Setidaknya sepekan lalu, nilai tukar rupiah menguat terhadap dollar Amerika Serikat (AS). Rupiah berada di bawah Rp 15.000 per dollar AS, bahkan sempat menyentuh level Rp 14.500-an per dollar AS.
Ada banyak faktor, baik domestik maupun global, yang menyebabkan rupiah menguat. Faktor-faktor itu antara lain, dana asing mulai masuk ke portofolio Indonesia, rencana meredakan perang dagang AS-China, dan kondisi perekonomian Indonesia yang terjaga baik. Ekonomi Indonesia yang terus tumbuh di tengah ketidakpastian ekonomi global dan inflasi yang terjaga, memberi keyakinan dan kepercayaan pada investor luar dan dalam negeri.
Kendati begitu, dari pengalaman selama ini, penguatan rupiah seringkali tidak berlangsung lama atau sementara. Rupiah masih rentan terhadap gejolak global, terutama dari AS. Untuk itu, upaya terpenting yang perlu dilakukan secara berkelanjutan adalah mengurangi kerentanan mata uang rupiah.

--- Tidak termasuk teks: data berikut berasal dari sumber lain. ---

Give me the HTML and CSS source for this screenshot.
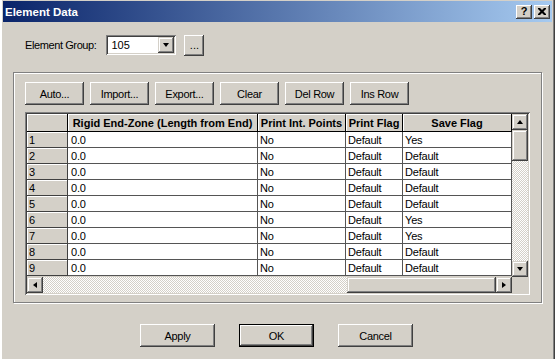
FILE: index.html
```html
<!DOCTYPE html>
<html lang="en">
<head>
  <meta charset="UTF-8">
  <meta name="viewport" content="width=device-width, initial-scale=1.0">
  <title>Element Data</title>
  <link rel="stylesheet" href="styles.css">
</head>
<body>
  <div class="window">
    <div class="titlebar">
      <span class="title">Element Data</span>
      <div class="title-buttons">
        <button class="tbtn help">?</button>
        <button class="tbtn close">
          <svg width="8" height="7" viewBox="0 0 8 7"><path d="M0 0h2l2 2 2-2h2v1L5.5 3.5 8 6v1H6L4 5 2 7H0V6l2.5-2.5L0 1z" fill="#000"/></svg>
        </button>
      </div>
    </div>

    <div class="content">
      <div class="group-row">
        <label class="group-label">Element Group:</label>
        <div class="combo">
          <span class="combo-value">105</span>
          <span class="combo-btn"><span class="arrow arrow-down"></span></span>
        </div>
        <button class="btn btn-dots">...</button>
      </div>

      <div class="groupbox">
        <div class="toolbar">
          <button class="btn tool">Auto...</button>
          <button class="btn tool">Import...</button>
          <button class="btn tool">Export...</button>
          <button class="btn tool">Clear</button>
          <button class="btn tool">Del Row</button>
          <button class="btn tool">Ins Row</button>
        </div>

        <div class="grid-frame">
          <table class="grid">
            <colgroup>
              <col style="width:41px">
              <col style="width:190px">
              <col style="width:88px">
              <col style="width:57px">
              <col style="width:109px">
            </colgroup>
            <thead>
              <tr>
                <th class="corner"></th>
                <th>Rigid End-Zone (Length from End)</th>
                <th>Print Int. Points</th>
                <th>Print Flag</th>
                <th>Save Flag</th>
              </tr>
            </thead>
            <tbody>
              <tr><td class="rowhead">1</td><td>0.0</td><td>No</td><td>Default</td><td>Yes</td></tr>
              <tr><td class="rowhead">2</td><td>0.0</td><td>No</td><td>Default</td><td>Default</td></tr>
              <tr><td class="rowhead">3</td><td>0.0</td><td>No</td><td>Default</td><td>Default</td></tr>
              <tr><td class="rowhead">4</td><td>0.0</td><td>No</td><td>Default</td><td>Default</td></tr>
              <tr><td class="rowhead">5</td><td>0.0</td><td>No</td><td>Default</td><td>Default</td></tr>
              <tr><td class="rowhead">6</td><td>0.0</td><td>No</td><td>Default</td><td>Yes</td></tr>
              <tr><td class="rowhead">7</td><td>0.0</td><td>No</td><td>Default</td><td>Yes</td></tr>
              <tr><td class="rowhead">8</td><td>0.0</td><td>No</td><td>Default</td><td>Default</td></tr>
              <tr><td class="rowhead">9</td><td>0.0</td><td>No</td><td>Default</td><td>Default</td></tr>
            </tbody>
          </table>

          <div class="vscroll">
            <span class="sbtn"><span class="arrow arrow-up"></span></span>
            <span class="vthumb"></span>
            <span class="track"></span>
            <span class="sbtn"><span class="arrow arrow-down"></span></span>
          </div>

          <div class="hscroll">
            <span class="sbtn"><span class="arrow arrow-left"></span></span>
            <span class="track htrack"><span class="hthumb"></span></span>
            <span class="sbtn"><span class="arrow arrow-right"></span></span>
          </div>

          <div class="sizebox"></div>
        </div>
      </div>

      <div class="footer">
        <button class="btn dlg">Apply</button>
        <button class="btn dlg default">OK</button>
        <button class="btn dlg">Cancel</button>
      </div>
    </div>
  </div>
</body>
</html>
```

FILE: styles.css
```css
* {
  box-sizing: border-box;
}

body {
  margin: 0;
  font-family: "Liberation Sans", Arial, sans-serif;
  font-size: 11px;
  color: #000;
  background-color: #D4D0C8;
}

.window {
  width: 555px;
  height: 359px;
  overflow: hidden;
  padding: 1px 3px 0 3px;
  background-color: #D4D0C8;
  box-shadow: inset 2px 0 #FFFFFF, inset -1px 0 #404040, inset -2px 0 #808080;
}

/* title bar */
.titlebar {
  display: flex;
  align-items: center;
  justify-content: space-between;
  height: 21px;
  padding: 0 2px 0 2px;
  background: linear-gradient(to right, #0A246A, #A6CAF0);
}

.title {
  color: #FFFFFF;
  font-weight: bold;
  font-size: 11.5px;
}

.title-buttons {
  display: flex;
  gap: 2px;
}

.tbtn {
  width: 16px;
  height: 14px;
  padding: 0;
  border: none;
  display: flex;
  align-items: center;
  justify-content: center;
  background-color: #D4D0C8;
  font-family: "Liberation Sans", Arial, sans-serif;
  font-weight: bold;
  font-size: 11px;
  line-height: 1;
  box-shadow: inset -1px -1px #404040, inset 1px 1px #FFFFFF, inset -2px -2px #808080;
}

/* generic push button */
.btn {
  padding: 0;
  border: none;
  background-color: #D4D0C8;
  font-family: "Liberation Sans", Arial, sans-serif;
  font-size: 11px;
  letter-spacing: -0.3px;
  color: #000;
  box-shadow: inset -1px -1px #404040, inset 1px 1px #FFFFFF, inset -2px -2px #808080;
}

.content {
  padding: 13px 10px 0 10px;
}

.group-row {
  display: flex;
  align-items: center;
  height: 20px;
  padding-left: 12px;
}

.group-label {
  letter-spacing: -0.4px;
  margin-right: 10px;
}

.combo {
  display: flex;
  align-items: center;
  justify-content: space-between;
  width: 70px;
  height: 20px;
  padding: 2px;
  background-color: #FFFFFF;
  box-shadow: inset 1px 1px #808080, inset -1px -1px #FFFFFF, inset 2px 2px #404040, inset -2px -2px #D4D0C8;
}

.combo-value {
  padding-left: 3px;
}

.combo-btn {
  width: 16px;
  height: 16px;
  display: flex;
  align-items: center;
  justify-content: center;
  background-color: #D4D0C8;
  box-shadow: inset -1px -1px #404040, inset 1px 1px #D4D0C8, inset -2px -2px #808080, inset 2px 2px #FFFFFF;
}

.btn-dots {
  width: 20px;
  height: 21px;
  margin-left: 8px;
  letter-spacing: 0;
}

/* group box */
.groupbox {
  margin-top: 17px;
  padding: 9px 11px 7px 11px;
  border: 1px solid #808080;
  box-shadow: inset 1px 1px #FFFFFF, 1px 1px #FFFFFF;
}

.toolbar {
  display: flex;
  gap: 6px;
}

.tool {
  width: 59px;
  height: 23px;
}

/* grid */
.grid-frame {
  display: grid;
  grid-template-columns: 485px 16px;
  grid-template-rows: 163px 16px;
  margin-top: 7px;
  width: 505px;
  padding: 2px;
  background-color: #D4D0C8;
  box-shadow: inset 1px 1px #808080, inset -1px -1px #FFFFFF, inset 2px 2px #404040, inset -2px -2px #D4D0C8;
}

.grid {
  width: 485px;
  table-layout: fixed;
  border-collapse: separate;
  border-spacing: 0;
  background-color: #FFFFFF;
  align-self: start;
}

.grid th,
.grid td {
  padding: 0 2px;
  overflow: hidden;
  white-space: nowrap;
  border-right: 1px solid #555555;
  border-bottom: 1px solid #555555;
}

.grid th {
  height: 18px;
  text-align: center;
  font-weight: bold;
  background-color: #D4D0C8;
  border-color: #000000;
  box-shadow: inset 1px 1px #FFFFFF;
}

.grid td {
  height: 16px;
  line-height: 14px;
  text-align: left;
  letter-spacing: -0.2px;
}

.grid td:nth-child(2) {
  padding-left: 3px;
}

.grid td.rowhead {
  background-color: #D4D0C8;
  border-color: #404040;
  box-shadow: inset 1px 1px #FFFFFF;
}

.vscroll {
  display: flex;
  flex-direction: column;
}

.hscroll {
  display: flex;
}

.sbtn {
  flex: none;
  width: 16px;
  height: 16px;
  display: flex;
  align-items: center;
  justify-content: center;
  background-color: #D4D0C8;
  box-shadow: inset -1px -1px #404040, inset 1px 1px #D4D0C8, inset -2px -2px #808080, inset 2px 2px #FFFFFF;
}

.track {
  flex: 1;
  background-image: repeating-conic-gradient(#FFFFFF 0 25%, #D4D0C8 0 50%);
  background-size: 2px 2px;
}

.htrack {
  display: flex;
  justify-content: flex-end;
}

.vthumb {
  flex: none;
  height: 31px;
  background-color: #D4D0C8;
  box-shadow: inset -1px -1px #404040, inset 1px 1px #D4D0C8, inset -2px -2px #808080, inset 2px 2px #FFFFFF;
}

.hthumb {
  width: 149px;
  height: 16px;
  background-color: #D4D0C8;
  box-shadow: inset -1px -1px #404040, inset 1px 1px #D4D0C8, inset -2px -2px #808080, inset 2px 2px #FFFFFF;
}

.sizebox {
  background-color: #D4D0C8;
}

/* arrows */
.arrow {
  width: 0;
  height: 0;
  border-style: solid;
  border-color: transparent;
}

.arrow-up {
  border-width: 0 3.5px 4px 3.5px;
  border-bottom-color: #000;
}

.arrow-down {
  border-width: 4px 3.5px 0 3.5px;
  border-top-color: #000;
}

.arrow-left {
  border-width: 3.5px 4px 3.5px 0;
  border-right-color: #000;
}

.arrow-right {
  border-width: 3.5px 0 3.5px 4px;
  border-left-color: #000;
}

/* dialog buttons */
.footer {
  display: flex;
  justify-content: center;
  gap: 24px;
  margin-top: 21px;
  padding-right: 2px;
}

.dlg {
  width: 75px;
  height: 23px;
}

.dlg.default {
  border: 1px solid #000000;
}
```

Titik rentan Indonesia saat ini ada pada transaksi berjalan yang terus defisit sejak triwulan III-2011. Upaya yang dapat dilakukan pemangku kepentingan terkait antara lain mengurangi ketergantungan impor, terutama minyak dan gas bumi (migas) yang selama ini menjadi "momok" defisit; meningkatkan ekspor; dan mengembangkan industri dalam negeri yang bernilai tambah dan berorientasi ekspor.
Bank Indonesia mencatat, defisit transaksi berjalan pada triwulan III-2018 sebesar 8,8 miliar dollar AS atau 3,37 persen terhadap produk domestik bruto (PDB). Defisit itu lebih tinggi dibandingkan defisit triwulan sebelumnya yang sebesar 8 miliar dollar AS atau 3,02 persen PDB. Secara akumulatif, defisit neraca transaksi berjalan hingga triwulan III-2018 sebesar 2,86 persen dari PDB.
Salah satu strategi besar pemerintahan Presiden Joko Widodo untuk mengurangi ketergantungan impor migas adalah membangun kilang pengolahan minyak baru, serta memperbaiki dan meningkatkan kualitas dan kapasitas kilang minyak yang ada. Namun, sudah empat tahun berjalan, upaya meningkatkan kualitas dan kapasitas kilang, termasuk upaya membangun kilang baru oleh PT Pertamina (Persero), belum menunjukkan hasil signifikan.
Defisit migas
Impor migas justru semakin meningkat. Data Badan Pusat Statistik menunjukkan, impor migas pada Januari-September 2018 sebesar 22,04 miliar. Nilai impor migas itu naik 27,14 persen dibandingkan periode yang sama 2017 yang sebesar 17,34 miliar dollar AS.
Nilai impor migas pada Januari-September 2018 yang sebesar 22,04 miliar dollar AS itu setara atau identik dengan nilai ekspor minyak kelapa sawit (CPO) dan turunannya selama setahun. Data Gabungan Pengusaha Kelapa Sawit Indonesia menunjukkan, volume ekspor CPO dan turunannya pada 2017 sebesar 31,05 juta ton dengan nilai 22,96 miliar dollar AS. Oleh karena itu, mengurangi ketergantungan impor migas sangat penting.
Selain itu, upaya meningkatkan ekspor harus terus-menerus dilakukan. Menumbuhkan ekspor tidak hanya dilakukan dengan meningkatkan daya saing produk dan industri dalam negeri, melainkan juga memperluas potensi pasar. Kesepakatan kerja sama perdagangan bebas (FTA) secara bilateral dengan negara-negara potensial, seperti India, mendesak dilakukan. Beberapa negara, seperti Malaysia dan Vietnam, sudah gencar melakukan perjanjian kerjasama perdagangan bilateral.
Jika kerja sama perdagangan bebas dengan India dilakukan dan pungutan ekspor sawit sebesar 50 dollar AS per ton dikurangi, hal itu diyakini dapat meningkatkan ekspor CPO, terutama ke India. Perolehan devisa dapat semakin besar.
Upaya lainnya adalah meningkatkan ekspor produk dalam negeri lain yang bernilai tambah tinggi dan mengurangi ketergantungan impor, terutama bahan baku, melalui subtitusi impor. Pergantian bahan baku impor dengan bahan baku dalam negeri itu tentu harus terus-menerus dilakukan secara sistematis, termasuk kebijakan mandatori B-20.